I totally remember reading that silly little article. Just another empty attempt at explaining something completely beyond their current scope of understanding. I wanted to say, "yup, tried that and that and that and that and...still gay, Buster!"

I hope that Jeff Robinson reads what you have to say.

Alex said...

I know this post is old now, but I had to comment. Unlike Chedner, I did not immediately see that it confused cause and effect, but that's exactly what it does.
So did I not think about girls because I felt guilty, which caused me to be gay? Or did I not think about girls because I'm gay.
It is amazing though all those things it describes right. Like Beck I thought "Wow! That's me."
Ironically, maybe it strengthens that case for a genetic cause to homosexuality.
I have to say it had me convinced a few months ago, but that all started to crumble away recently.
Thanks for bookmarking this post. It's still very important.

mistahdoom said...

Dr. Robinson and Dr.
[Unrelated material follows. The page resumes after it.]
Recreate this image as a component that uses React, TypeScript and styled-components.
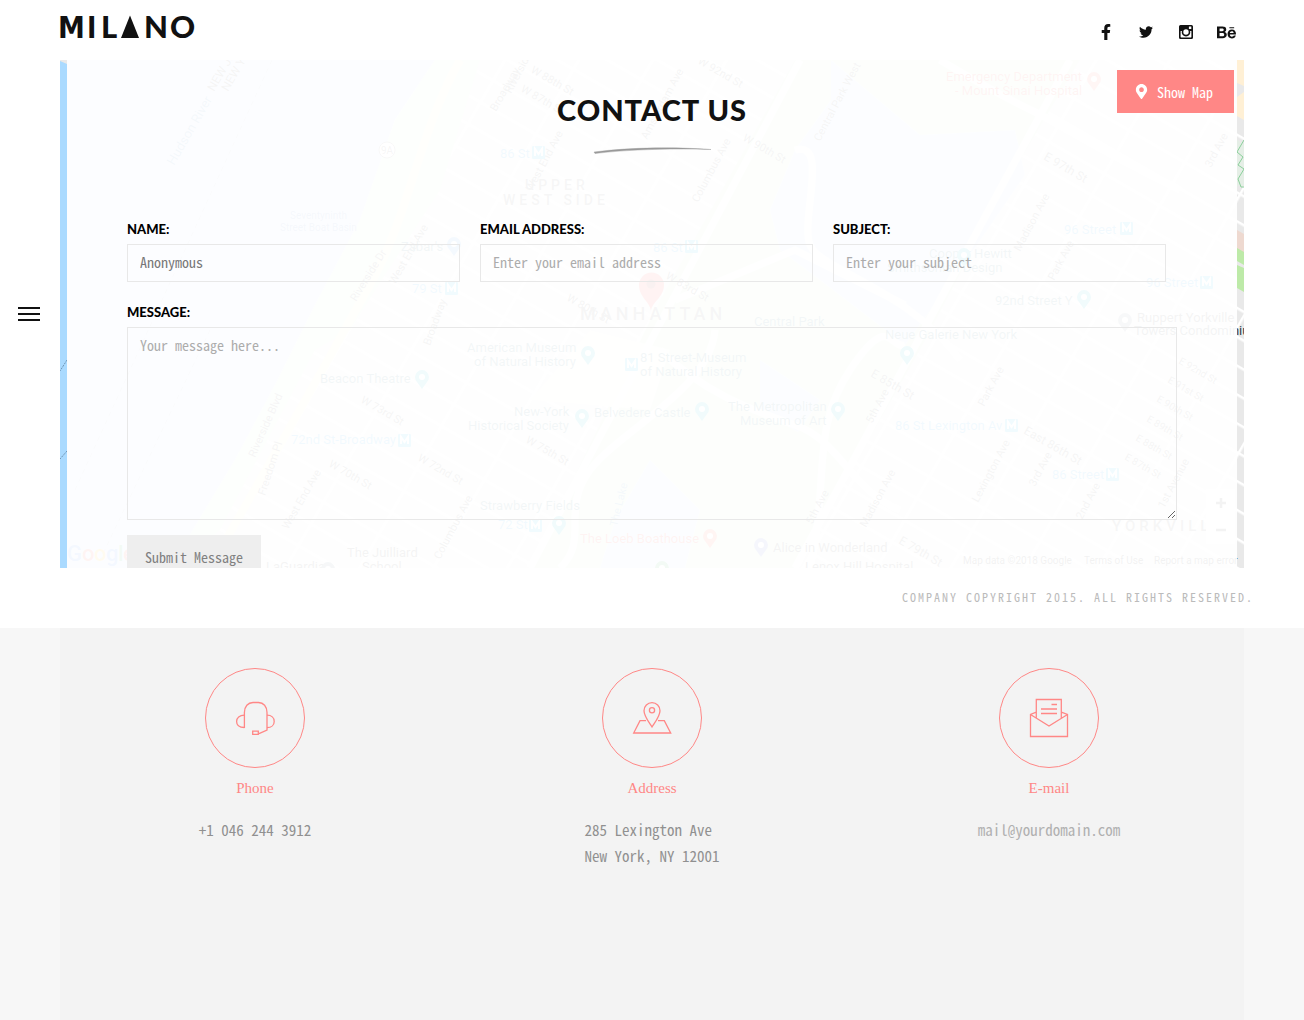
import React from 'react';
import styled, { createGlobalStyle } from 'styled-components';
import { FaBehance, FaFacebookF, FaMapMarkerAlt, FaTwitter } from 'react-icons/fa';

const mono = '"Noto Sans Mono CJK SC", "Liberation Mono", monospace';
const display = 'Lato, "Open Sans", sans-serif';
const serif = '"Liberation Serif", serif';
const coral = '#ff8786';
const ink = '#111';

const GlobalStyle = createGlobalStyle`
  *, *::before, *::after { box-sizing: border-box; }
  body { margin: 0; background: #f7f7f7; font-family: ${mono}; color: #777; }
  h1, h2, p { margin: 0; }
  a { color: inherit; text-decoration: none; }
`;

const Top = styled.div`
  display: flex;
  background: #fff;
`;

const Rail = styled.nav`
  flex: none;
  width: 60px;
  display: flex;
  align-items: center;
  padding-left: 18px;
`;

const MenuButton = styled.button`
  display: flex;
  flex-direction: column;
  gap: 4px;
  width: 22px;
  padding: 0;
  border: 0;
  background: none;
  cursor: pointer;
`;

const MenuBar = styled.span`
  height: 2px;
  background: ${ink};
`;

const Main = styled.div`
  flex: 1;
  min-width: 0;
`;

const Header = styled.header`
  display: flex;
  justify-content: space-between;
  height: 60px;
  padding: 12px 58px 0 0;
`;

const LogoSvg = styled.svg`
  display: block;
  width: 140px;
  height: 30px;
  overflow: visible;
  font-family: ${display};
  font-weight: 900;
  font-size: 31px;
  fill: ${ink};
`;

const Social = styled.div`
  display: flex;
  height: 40px;
`;

const SocialLink = styled.a<{ $size: number }>`
  width: 40px;
  display: flex;
  align-items: center;
  justify-content: center;
  color: ${ink};
  font-size: ${(p) => p.$size}px;
`;

const ContactSection = styled.section`
  position: relative;
  height: 508px;
  margin-right: 60px;
  overflow: hidden;
`;

const MapSvg = styled.svg`
  position: absolute;
  inset: 0;
  width: 100%;
  height: 100%;
  font-family: Roboto, sans-serif;
`;

const Panel = styled.div`
  position: relative;
  margin: 0 7px;
  padding: 30px 60px;
  background: rgba(255, 255, 255, 0.94);
`;

const Title = styled.h1`
  font-family: ${display};
  font-size: 29px;
  line-height: 40px;
  font-weight: 900;
  letter-spacing: 1px;
  text-align: center;
  color: ${ink};
`;

const Swash = styled.svg`
  display: block;
  width: 120px;
  height: 10px;
  margin: 16px auto 62px;
`;

const ShowMap = styled.button`
  position: absolute;
  top: 10px;
  right: 10px;
  display: flex;
  align-items: center;
  gap: 8px;
  height: 43px;
  padding: 0 21px 0 17px;
  border: 0;
  background: ${coral};
  color: #fff;
  font: 14px/20px ${mono};
  cursor: pointer;
  svg { width: 15px; height: 15px; }
`;

const FieldRow = styled.div`
  display: grid;
  grid-template-columns: repeat(3, 1fr);
  gap: 20px;
  padding-right: 11px;
  margin-bottom: 19px;
`;

const Field = styled.div`
  display: flex;
  flex-direction: column;
`;

const Label = styled.label`
  font-family: ${display};
  font-size: 13px;
  line-height: 22px;
  padding-bottom: 4px;
  font-weight: 900;
  color: #000;
`;

const Input = styled.input`
  width: 100%;
  height: 38px;
  padding: 0 12px 2px;
  border: 1px solid #e8e8e8;
  border-radius: 0;
  background: transparent;
  font: 14px/20px ${mono};
  color: #777;
  outline: none;
  &::placeholder { color: #acacac; opacity: 1; }
`;

const TextArea = styled.textarea`
  display: block;
  width: 100%;
  height: 193px;
  padding: 7px 12px;
  border: 1px solid #e8e8e8;
  background: transparent;
  font: 14px/20px ${mono};
  color: #777;
  outline: none;
  &::placeholder { color: #acacac; opacity: 1; }
`;

const Submit = styled.button`
  display: block;
  height: 45px;
  margin-top: 15px;
  padding: 0 18px 2px;
  border: 0;
  background: #eee;
  color: #808080;
  font: 14px/20px ${mono};
  cursor: pointer;
`;

const Footer = styled.footer`
  height: 60px;
  padding-right: 50px;
  text-align: right;
  font-size: 12px;
  line-height: 58px;
  letter-spacing: 2px;
  color: #bbb;
`;

const Info = styled.section`
  display: grid;
  grid-template-columns: repeat(3, 1fr);
  gap: 7px;
  min-height: calc(100vh - 628px);
  margin: 0 60px;
  padding: 40px 0;
  background: #f3f3f3;
`;

const InfoItem = styled.article`
  display: flex;
  flex-direction: column;
  align-items: center;
`;

const Circle = styled.div`
  width: 100px;
  height: 100px;
  display: flex;
  align-items: center;
  justify-content: center;
  border: 1px solid ${coral};
  border-radius: 50%;
  svg { fill: none; stroke: ${coral}; stroke-width: 1.3; }
`;

const InfoTitle = styled.h2`
  margin: 10px 0 19px;
  font: 15px/20px ${serif};
  color: ${coral};
`;

const InfoText = styled.p<{ $light?: boolean }>`
  font-size: 15px;
  line-height: 26px;
  color: ${(p) => (p.$light ? '#b0b0b0' : '#909090')};
`;

const InstagramIcon = () => (
  <svg width="14" height="14" viewBox="0 0 14 14" aria-hidden="true">
    <path
      fill="currentColor"
      fillRule="evenodd"
      d="M1.500 0h11A1.500 1.500 0 0 1 14 1.500v11a1.500 1.500 0 0 1-1.500 1.500h-11A1.500 1.500 0 0 1 0 12.500v-11A1.500 1.500 0 0 1 1.500 0zM1.600 6v5.900c0 .3.200.5.500.5h9.800c.3 0 .5-.2.500-.5V6h-1.300A4.300 4.300 0 1 1 2.900 6zM9.900 1.600v2.300h2.400V1.600zM7 4.300a2.700 2.700 0 1 0 0 5.400 2.700 2.700 0 0 0 0-5.400z"
    />
  </svg>
);

const HeadsetIcon = () => (
  <svg width="40" height="40" viewBox="0 0 40 40" aria-hidden="true">
    <path d="M9.400 30V14.500C9.400 8.500 13 4.500 18 4.500h5.500C28.500 4.500 32 8.500 32 14.500v17.500l-8 3.700" />
    <path d="M9.400 17.200C4.500 17.200 1.600 19.800 1.600 23.500s2.900 6 7.800 6M32 17.200c4.500 0 7.200 2.600 7.200 6.200s-2.700 6.200-7.200 6.200M17.700 33.200h5.600v3.200h-5.600z" />
  </svg>
);

const PlaceIcon = () => (
  <svg width="40" height="40" viewBox="0 0 40 40" aria-hidden="true">
    <path d="M20 29C16.500 23.500 12 18 12 12.700a8 8 0 0 1 16 0C28 18 23.500 23.500 20 29z" />
    <circle cx="20" cy="12.300" r="2.600" />
    <path d="M14 22.700H8L1.700 35h37L32.300 22.700H26" />
  </svg>
);

const MailIcon = () => (
  <svg width="40" height="40" viewBox="0 0 40 40" aria-hidden="true">
    <path d="M7.300 20.300V1.500h25v18.800M7.300 14.200L1.500 16.500v22h37v-22l-6.200-2.300M1.500 16.500L20 28l18.500-11.500" />
    <path d="M22.500 6.500h5.500M12 11h16M12 15.500h16" />
  </svg>
);

type MapLabel = [string, number, number, string?, number?, number?];

const transit = '#1a9fe0';
const place = '#2f6f78';
const grey = '#444';
const road = '#555';

const placeLabels: MapLabel[] = [
  ['86 St', 440, 98, transit], ['86 St', 593, 192, transit], ['79 St', 352, 233, transit],
  ['96 Street', 1004, 174, transit], ['96 Street', 1086, 227, transit],
  ['86 St Lexington Av', 835, 370, transit], ['86 Street', 992, 419, transit],
  ['72nd St-Broadway', 231, 384, transit], ['72 St', 438, 469, transit],
  ['81 Street-Museum', 580, 302, place], ['of Natural History', 580, 316, place],
  ['American Museum', 407, 292, place], ['of Natural History', 414, 306, place],
  ['Beacon Theatre', 260, 323, place], ["Zabar's", 341, 191, place],
  ['New-York', 454, 356, place], ['Historical Society', 408, 370, place],
  ['Belvedere Castle', 534, 357, place], ['The Metropolitan', 668, 351, place], ['Museum of Art', 680, 365, place],
  ['Neue Galerie New York', 825, 279, place], ['Cooper Hewitt', 869, 198, place], ['Smithsonian Design', 827, 212, place],
  ['92nd Street Y', 935, 245, place], ['Ruppert Yorkville', 1077, 262, grey], ['Towers Condominium', 1074, 275, '#34434a'],
  ['Central Park', 694, 266, place], ['Strawberry Fields', 420, 450, place],
  ['The Loeb Boathouse', 520, 483, '#e8392c'], ['Alice in Wonderland', 713, 492, grey], ['Lenox Hill Hospital', 745, 511, grey],
  ['The Juilliard', 287, 497, grey], ['School', 302, 511, grey], ['LaGuardia', 206, 511, grey],
  ['Emergency Department', 886, 21, '#e8483c'], ['- Mount Sinai Hospital', 895, 35, '#e8483c'],
  ['Seventyninth', 230, 159, '#5a80c0', 0, 10], ['Street Boat Basin', 220, 171, '#5a80c0', 0, 10],
];

const streetLabels: MapLabel[] = [
  ['Hudson River', 114, 106, '#4a86b8', -60, 13], ['NEW JERSEY', 154, 32, road, -60, 12], ['NEW YORK', 168, 32, road, -60, 12],
  ['Riverside Dr', 296, 242, road, -58], ['West End Ave', 335, 225, road, -60], ['Broadway', 436, 52, road, -60],
  ['West End Ave', 472, 132, road, -62], ['Columbus Ave', 638, 143, road, -62], ['Amsterdam Ave', 587, 80, road, -62],
  ['Central Park West', 760, 82, road, -62], ['Riverside Dr', 451, 34, road, -62], ['Riverside Blvd', 195, 398, road, -66],
  ['West End Ave', 228, 470, road, -60], ['Freedom Pl', 205, 436, road, -72], ['Columbus Ave', 380, 500, road, -62],
  ['Broadway', 370, 286, road, -70], ['W 73rd St', 300, 342, road, 30], ['W 72nd St', 357, 400, road, 30],
  ['W 70th St', 268, 406, road, 30], ['W 75th St', 465, 382, road, 30], ['W 87th St', 460, 31, road, 30],
  ['W 92nd St', 637, 3, road, 30], ['W 90th St', 682, 80, road, 30], ['E 97th St', 983, 99, road, 30, 12],
  ['W 80th St', 506, 240, road, 30], ['W 83rd St', 605, 218, road, 30], ['W 88th St', 470, 12, road, 30],
  ['E 85th St', 810, 316, road, 30, 12], ['E 79th St', 838, 483, road, 30, 12], ['East 86th St', 963, 373, road, 30, 12],
  ['Madison Ave', 960, 192, road, -62], ['Park Ave', 994, 221, road, -62], ['5th Ave', 812, 364, road, -62],
  ['Park Ave', 924, 347, road, -62], ['Madison Ave', 806, 468, road, -62], ['Lexington Ave', 918, 443, road, -62],
  ['3rd Ave', 975, 427, road, -62], ['2nd Ave', 1022, 460, road, -62], ['1st Avenue', 1104, 449, road, -62],
  ['3rd Ave', 1151, 108, road, -62], ['The Lake', 557, 467, '#4a86b8', -76], ['5th Ave', 752, 465, road, -62],
  ['E 92nd St', 1118, 303, road, 30, 10], ['E 91st St', 1107, 322, road, 30, 10], ['E 90th St', 1096, 341, road, 30, 10],
  ['E 89th St', 1086, 361, road, 30, 10], ['E 88th St', 1075, 380, road, 30, 10], ['E 87th St', 1064, 399, road, 30, 10],
];

const stations = [[472, 86], [625, 180], [385, 222], [1060, 162], [1140, 216], [945, 359], [1046, 408], [338, 374], [469, 459], [565, 298]];
const pins: [number, number, string][] = [
  [394, 184, '#4a9ae0'], [528, 293, '#12b5cb'], [362, 317, '#12b5cb'], [522, 356, '#12b5cb'], [642, 349, '#12b5cb'],
  [778, 349, '#12b5cb'], [847, 293, '#12b5cb'], [904, 195, '#12b5cb'], [1024, 237, '#12b5cb'], [1065, 260, '#7b8a96'],
  [499, 463, '#12b5cb'], [650, 476, '#f4553f'], [701, 485, '#5c6bc0'], [602, 508, '#34a853'], [1034, 19, '#f4655f'],
  [268, 509, '#607d8b'],
];

const CityMap = () => (
  <MapSvg viewBox="0 0 1184 508" preserveAspectRatio="xMidYMid slice" aria-label="Map of Manhattan">
    <defs>
      <pattern id="blocks" width="64" height="25" patternUnits="userSpaceOnUse" patternTransform="rotate(30)">
        <path d="M0 0H64M0 0V25" stroke="#fff" strokeWidth="5" />
      </pattern>
    </defs>
    <rect width="1184" height="508" fill="#e9e9e9" />
    <rect width="1184" height="508" fill="url(#blocks)" />
    <path d="M0 0H375L335 60 300 160 255 245 215 325 175 400 110 508H0z" fill="#cfdfff" />
    <path d="M0 0h7v508H0z" fill="#aadaff" />
    <path d="M0 0h7v4L0 1z" fill="#e9e9e9" />
    <path d="M375 0h45L380 130 325 215 290 270 255 290 160 470 120 508H110L175 400 215 325 255 245 300 160 335 60z" fill="#dcf2d6" />
    <path d="M400 0C360 70 350 150 315 215S200 420 150 508" fill="none" stroke="#fff0c8" strokeWidth="8" />
    <path d="M7 300L0 311M7 391L0 399" stroke="#6f94b4" strokeDasharray="2 1" />
    <path d="M212 0L15 430M150 270L40 500" fill="none" stroke="#a8b4c8" strokeDasharray="5 4" />
    <path d="M470 508L600 240 735 0H1020L960 100 860 290 735 508z" fill="#d4efcf" />
    <path d="M771 0V40L735 90 710 150 720 190 760 220 845 285 900 210 965 115 955 70 860 75z" fill="#cfdfff" />
    <path d="M590 400L640 450 625 508H540L555 460zM700 300L760 340 738 372 700 350z" fill="#cfdfff" />
    <path d="M470 340L530 270 610 290 590 350z" fill="#f3f0e4" />
    <g fill="none" stroke="#fff" strokeWidth="7">
      <path d="M880 0C930 30 950 40 975 52S1020 80 1120 130" />
      <path d="M735 90C770 80 740 160 750 185S850 230 900 300" />
      <path d="M600 290C640 330 690 350 735 365S790 430 840 450" />
      <path d="M655 270C650 330 560 370 530 410S530 480 500 508M750 508C770 420 750 370 790 310S830 290 845 285" />
      <path d="M470 508L740 0M735 508L1010 0M615 240L735 190 845 245" />
    </g>
    <path d="M1177 0h7v26l-7-3zM1177 37l7-5v28l-7-4z" fill="#fff0d5" />
    <path d="M1177 80l7 4v42h-7z" fill="#e5eee6" />
    <path d="M1184 80l-7 12 6 5-5 8 6 4-6 10 3 8h3" fill="none" stroke="#8bd09b" />
    <path d="M1177 170l7 4v23l-7 3z" fill="#eed9d0" />
    <path d="M1177 188l7 4v13l-7-4z" fill="#bdeaa8" />
    <path d="M1177 205l7 3v24l-7-4z" fill="#bdeaa8" />
    {streetLabels.map(([text, x, y, fill, turn, size]) => (
      <text key={`${text}-${x}`} fill={fill} fontSize={size ?? 11} transform={`translate(${x} ${y}) rotate(${turn})`}>{text}</text>
    ))}
    {placeLabels.map(([text, x, y, fill, , size]) => (
      <text key={`${text}-${x}`} x={x} y={y} fill={fill} fontSize={size ?? 13}>{text}</text>
    ))}
    <g fill="#666" fontWeight="500" letterSpacing="4">
      <text x="465" y="130" fontSize="14">UPPER</text>
      <text x="443" y="145" fontSize="14">WEST SIDE</text>
      <text x="520" y="260" fontSize="18">MANHATTAN</text>
      <text x="1052" y="471" fontSize="15">YORKVILLE</text>
    </g>
    {stations.map(([x, y]) => (
      <g key={`${x}-${y}`}>
        <rect x={x} y={y} width="13" height="13" rx="1" fill="#1fb6ee" />
        <path d={`M${x + 3} ${y + 10}v-7l3.500 5 3.500-5v7`} fill="none" stroke="#fff" strokeWidth="2" />
      </g>
    ))}
    {pins.map(([x, y, fill]) => (
      <g key={`${x}-${y}`} transform={`translate(${x} ${y})`}>
        <path d="M0 12L-5 5A7 7 0 1 1 5 5z" fill={fill} />
        <circle r="3" fill="#fff" />
      </g>
    ))}
    <path d="M591 252c0-10-12-14-12-27a12.500 12.500 0 0 1 25 0c0 13-13 17-13 27z" fill="#f43b36" />
    <circle cx="591" cy="224" r="4.500" fill="#9c1c19" />
    <circle cx="327" cy="90" r="8" fill="#fff" stroke="#888" />
    <text x="321" y="94" fontSize="10" fill="#666">9A</text>
    <rect x="1146" y="429" width="29" height="55" fill="#fff" />
    <path d="M1156 443h10M1161 438v10M1156 470h10" stroke="#333" strokeWidth="2.500" />
    <g fontSize="22" fontWeight="500">
      <text x="7" y="501" fill="#4285f4">G</text><text x="22" y="501" fill="#ea4335">o</text>
      <text x="34" y="501" fill="#fbbc05">o</text><text x="46" y="501" fill="#4285f4">g</text>
      <text x="58" y="501" fill="#34a853">l</text><text x="63" y="501" fill="#ea4335">e</text>
    </g>
    <g fontSize="10" fill="#222">
      <text x="903" y="504">Map data ©2018 Google</text>
      <text x="1024" y="504">Terms of Use</text>
      <text x="1094" y="504">Report a map error</text>
    </g>
  </MapSvg>
);

export default function App() {
  return (
    <>
      <GlobalStyle />
      <Top>
        <Rail>
          <MenuButton type="button" aria-label="Open menu">
            <MenuBar /><MenuBar /><MenuBar />
          </MenuButton>
        </Rail>
        <Main>
          <Header>
            <a href="#home" aria-label="Milano">
              <LogoSvg viewBox="0 0 140 30">
                <text x="-2" y="26" fontFamily="DejaVu Sans Condensed, DejaVu Sans, sans-serif" fontWeight="700" fontSize="30">M</text>
                <text x="27" y="26">I</text>
                <text x="41" y="26">L</text>
                <path d="M70 3.500L79 26H61z" />
                <text x="84" y="26">N</text>
                <text x="110" y="26">O</text>
              </LogoSvg>
            </a>
            <Social>
              <SocialLink href="#facebook" aria-label="Facebook" $size={16}><FaFacebookF /></SocialLink>
              <SocialLink href="#twitter" aria-label="Twitter" $size={14}><FaTwitter /></SocialLink>
              <SocialLink href="#instagram" aria-label="Instagram" $size={14}><InstagramIcon /></SocialLink>
              <SocialLink href="#behance" aria-label="Behance" $size={19}><FaBehance /></SocialLink>
            </Social>
          </Header>
          <ContactSection>
            <CityMap />
            <Panel>
              <Title>CONTACT US</Title>
              <Swash viewBox="0 0 120 10" aria-hidden="true">
                <path d="M2 6C40 1 85 1 119 3.500C85 2.500 40 3 3 7.500z" fill="#999" stroke="#999" strokeWidth="0.400" />
              </Swash>
              <form onSubmit={(e) => e.preventDefault()}>
                <FieldRow>
                  <Field>
                    <Label htmlFor="name">NAME:</Label>
                    <Input id="name" type="text" defaultValue="Anonymous" />
                  </Field>
                  <Field>
                    <Label htmlFor="email">EMAIL ADDRESS:</Label>
                    <Input id="email" type="email" placeholder="Enter your email address" />
                  </Field>
                  <Field>
                    <Label htmlFor="subject">SUBJECT:</Label>
                    <Input id="subject" type="text" placeholder="Enter your subject" />
                  </Field>
                </FieldRow>
                <Field>
                  <Label htmlFor="message">MESSAGE:</Label>
                  <TextArea id="message" placeholder="Your message here..." />
                </Field>
                <Submit type="submit">Submit Message</Submit>
              </form>
            </Panel>
            <ShowMap type="button"><FaMapMarkerAlt />Show Map</ShowMap>
          </ContactSection>
          <Footer>COMPANY COPYRIGHT 2015. ALL RIGHTS RESERVED.</Footer>
        </Main>
      </Top>
      <Info>
        <InfoItem>
          <Circle><HeadsetIcon /></Circle>
          <InfoTitle>Phone</InfoTitle>
          <InfoText>+1 046 244 3912</InfoText>
        </InfoItem>
        <InfoItem>
          <Circle><PlaceIcon /></Circle>
          <InfoTitle>Address</InfoTitle>
          <InfoText>285 Lexington Ave<br />New York, NY 12001</InfoText>
        </InfoItem>
        <InfoItem>
          <Circle><MailIcon /></Circle>
          <InfoTitle>E-mail</InfoTitle>
          <InfoText $light><a href="mailto:mail@yourdomain.com">mail@yourdomain.com</a></InfoText>
        </InfoItem>
      </Info>
    </>
  );
}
Bradshaw both spoke at a joint session last weekend: "Homosexuality: Toward a Virtuous Response" (Strengthening the Family Conference). I have spoke as well with a client or two of Dr. Robinson's.

Emotions ran high, but I thought Dr. Robinson did an okay job at remaining civil and making some concessions regarding the immutability of sexual orientation and its causation. He seemed focused on helping those who are convinced that homosexuality is bad. I didn't appreciate his reinforcement of that belief or his description of homosexuality as a problem and a compulsive sexual behavior. On the other hand, for those who are unlikely to be persuaded that there's nothing inherently immoral about homosexuality, cordoning off the phenomenon by eroticizing it and focusing on moving forward in life can produce some partial relief for some. I dislike the approach because it relies on fabrication, but then so do most worldviews, religious and otherwise. Perhaps a particular deception is more pleasant for some than an uncomfortable, misfit reality in a fantastic, tenacious worldview. Anyway, thanks for revealing the superficiality.